§ SUPPLIED MATERIAL:
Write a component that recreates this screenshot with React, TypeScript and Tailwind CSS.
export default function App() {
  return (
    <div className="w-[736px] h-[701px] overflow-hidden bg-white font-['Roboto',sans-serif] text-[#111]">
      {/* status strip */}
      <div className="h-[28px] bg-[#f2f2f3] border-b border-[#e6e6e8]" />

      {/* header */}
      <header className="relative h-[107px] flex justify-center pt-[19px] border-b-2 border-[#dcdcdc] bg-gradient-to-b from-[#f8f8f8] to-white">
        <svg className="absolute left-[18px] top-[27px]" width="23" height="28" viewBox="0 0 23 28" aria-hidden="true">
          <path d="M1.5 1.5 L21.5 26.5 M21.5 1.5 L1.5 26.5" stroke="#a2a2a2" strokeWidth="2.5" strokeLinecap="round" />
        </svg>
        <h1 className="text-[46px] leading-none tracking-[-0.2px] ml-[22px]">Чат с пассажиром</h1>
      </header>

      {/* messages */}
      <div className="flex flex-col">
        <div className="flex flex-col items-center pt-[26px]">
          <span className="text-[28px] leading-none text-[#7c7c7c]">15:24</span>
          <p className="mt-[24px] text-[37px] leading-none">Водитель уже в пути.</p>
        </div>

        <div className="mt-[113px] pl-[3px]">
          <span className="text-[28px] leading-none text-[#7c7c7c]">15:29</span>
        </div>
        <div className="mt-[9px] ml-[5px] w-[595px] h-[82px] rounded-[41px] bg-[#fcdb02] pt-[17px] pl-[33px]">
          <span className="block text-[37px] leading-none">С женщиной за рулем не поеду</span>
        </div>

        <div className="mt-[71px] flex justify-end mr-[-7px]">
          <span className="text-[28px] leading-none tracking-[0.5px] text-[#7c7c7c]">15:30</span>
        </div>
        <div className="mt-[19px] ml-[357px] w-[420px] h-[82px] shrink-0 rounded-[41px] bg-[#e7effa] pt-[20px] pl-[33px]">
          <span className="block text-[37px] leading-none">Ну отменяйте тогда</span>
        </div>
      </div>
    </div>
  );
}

§ YOUR OBJECTIVE: Would you give the material above again, complete and exact?

§ RESULT OF THE TASK:
Write a component that recreates this screenshot with React, TypeScript and Tailwind CSS.
export default function App() {
  return (
    <div className="w-[736px] h-[701px] overflow-hidden bg-white font-['Roboto',sans-serif] text-[#111]">
      {/* status strip */}
      <div className="h-[28px] bg-[#f2f2f3] border-b border-[#e6e6e8]" />

      {/* header */}
      <header className="relative h-[107px] flex justify-center pt-[19px] border-b-2 border-[#dcdcdc] bg-gradient-to-b from-[#f8f8f8] to-white">
        <svg className="absolute left-[18px] top-[27px]" width="23" height="28" viewBox="0 0 23 28" aria-hidden="true">
          <path d="M1.5 1.5 L21.5 26.5 M21.5 1.5 L1.5 26.5" stroke="#a2a2a2" strokeWidth="2.5" strokeLinecap="round" />
        </svg>
        <h1 className="text-[46px] leading-none tracking-[-0.2px] ml-[22px]">Чат с пассажиром</h1>
      </header>

      {/* messages */}
      <div className="flex flex-col">
        <div className="flex flex-col items-center pt-[26px]">
          <span className="text-[28px] leading-none text-[#7c7c7c]">15:24</span>
          <p className="mt-[24px] text-[37px] leading-none">Водитель уже в пути.</p>
        </div>

        <div className="mt-[113px] pl-[3px]">
          <span className="text-[28px] leading-none text-[#7c7c7c]">15:29</span>
        </div>
        <div className="mt-[9px] ml-[5px] w-[595px] h-[82px] rounded-[41px] bg-[#fcdb02] pt-[17px] pl-[33px]">
          <span className="block text-[37px] leading-none">С женщиной за рулем не поеду</span>
        </div>

        <div className="mt-[71px] flex justify-end mr-[-7px]">
          <span className="text-[28px] leading-none tracking-[0.5px] text-[#7c7c7c]">15:30</span>
        </div>
        <div className="mt-[19px] ml-[357px] w-[420px] h-[82px] shrink-0 rounded-[41px] bg-[#e7effa] pt-[20px] pl-[33px]">
          <span className="block text-[37px] leading-none">Ну отменяйте тогда</span>
        </div>
      </div>
    </div>
  );
}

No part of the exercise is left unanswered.